Clear deal breaker for us, which this feature would mitigate I hope.

UPDATE: Data transfer cost is $0.02/GB not $0.2 so it works out at ~$60 for App Mesh vs ~$40 for ALB

herrhound commented 2 years ago

@james-skinner-deltatre, I feel your calculations are not exactly correct. First, the cross-AZ data transfer cost in most of the AWS Regions in the US is $0.01, ten times less than you assumed. Second, in most of the cases, you send no more than two thirds of the traffic to other AZs. Assuming your traffic is ~450 GB per day, that would result in ~$42 of data transfer charges per week, comparable with your current ALB cost.

The added cost of running Envoys is probably a larger concern. We recommend allocating 512 CPU units (0.5 vCPU) and 64 MiB of memory to the Envoy container, which results in additional cost of $0.02 per hour per Envoy on Fargate, or less on ECS. As always, your decision to use a service mesh should be guided by the benefits that you can get from using it.

Speaking of the AZ-aware routing capability, it is high on our roadmap.
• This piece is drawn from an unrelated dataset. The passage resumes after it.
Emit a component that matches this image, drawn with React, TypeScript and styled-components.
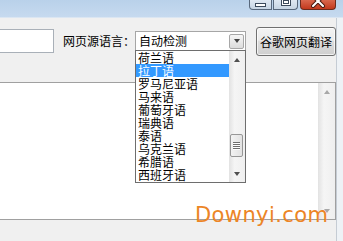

However, at the moment we can't share a specific timeframe for the release.

james-skinner-deltatre commented 2 years ago

@herrhound you're absolutely right, I dropped a 0 at some point. In this case it works out at $63/week which is much more acceptable (I did in fact factor in the two thirds)

The Envoy cost is a concern as we tend to run many small tasks, so it adds up.

This is the wrong thread for it but at the moment I am also seeing request latency increasing on App Mesh vs using an ALB which is not what I expected, but need to check I'm not off on the maths here too :-)

herrhound commented 2 years ago

Hey James @james-skinner-deltatre, please ping me on our Slack channel with the details on increased App Mesh latency: https://awsappmesh.slack.com/archives/D011Z89UH1B

kgns commented 1 year ago

Speaking of the AZ-aware routing capability, it is high on our roadmap. However, at the moment we can't share a specific timeframe for the release.

hi @herrhound, are there any updates on this feature request? is it still in researching stage?